With a particular religion, and perversions of it, grabbing the headlines today, one might wonder, Is one religion better than another?

For clarity on this subject, I look to the Vedic literature and teachers who adhere to its authority. When citing the Vedic scriptures, however, we face a challenge: people generally fail to see a cohesive message in the tradition’s wide array of teachings. Srila Jiva Goswami, one of the most prominent early theologians in the line of Chaitanya Mahaprabhu, argues powerfully in his Tattva-sandarbha for the ultimate authority of the Srimad-Bhagavatam. In doing this, he follows the example of Lord Chaitanya, who promoted the Bhagavatam as “the spotless Purana” and quoted it extensively in His teachings. Also, one of the Bhagavatam’s introductory verses characterizes the Bhagavatam as “the ripe fruit of the tree of the Vedic literature.”

The Bhagavatam (1.2.6) addresses the question of religious hierarchy:

sa vai pumsam paro dharmo
yato bhaktir adhokshaje
ahaituky apratihata
yayatma suprasidati

“The supreme occupation [dharma] for all humanity is that by which men can attain to loving devotional service unto the transcendent Lord. Such devotional service must be unmotivated and uninterrupted to completely satisfy the self.” The Bhagavatam doesn’t say that the highest religion (dharma) is Hinduism or Christianity or any other faith tradition. It says that the highest religion is one that leads to pure devotion to God.

Srila Prabhupada often clarified that the word dharma, translated in the Bhagavatam verse above as “occupation” and often translated as “religion,” is not a kind of faith. Different religious traditions profess different beliefs, and a person’s faith may change, but dharma is the eternal occupation of the soul, our true self.

One of the characteristics of para dharma, or “supreme occupation,” is that it is unmotivated. A religion that encourages its followers to ask God to fulfill their desires is not on the highest level. Like other scriptures, the Vedic scriptures contain such encouragement, but it is meant for people in the early stage of their relationship with God. As children, we routinely ask our parents for things, but as we mature, the relationship changes, and we want to serve them out of love.

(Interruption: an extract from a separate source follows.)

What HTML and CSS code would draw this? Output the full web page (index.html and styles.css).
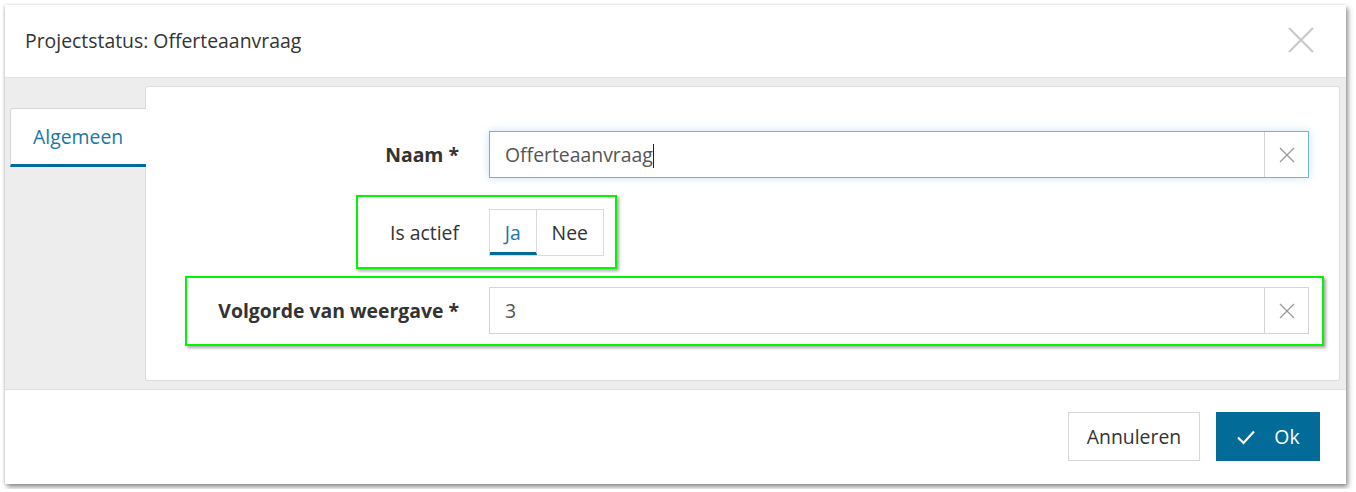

In considering this point, we find a good example of something Lord Krishna implies to Arjuna in the Bhagavad-gita (13.5). When the Vedic scriptures say something, the statement is backed up by reason. The Bhagavatam says that the highest occupation (or religion) is devotion to God, and that makes sense. If God exists – as most people throughout history have presumed – then we must be in some kind of relationship with Him. Fear or anger or even hatred might characterize our side of the relationship. But if we accept that God is a person filled with infinite love – another conclusion most people arrive at – then relating to Him with love seems the most sensible approach, and the one most likely to please Him.

The other characteristic of para dharma mentioned in the Bhagavatam is “uninterrupted.” The highest religion is to always love and serve God, despite obstacles or a seeming lack of reciprocation from Him. Sri Chaitanya Mahaprabhu, who taught and exemplified pure love for God, wrote, “He is completely free to do anything and everything, for He is always my worshipable Lord, unconditionally.” Such a sentiment stands far above that of those whose “religious” acts are driven by selfish motives, even at the cost of violence to God’s other children.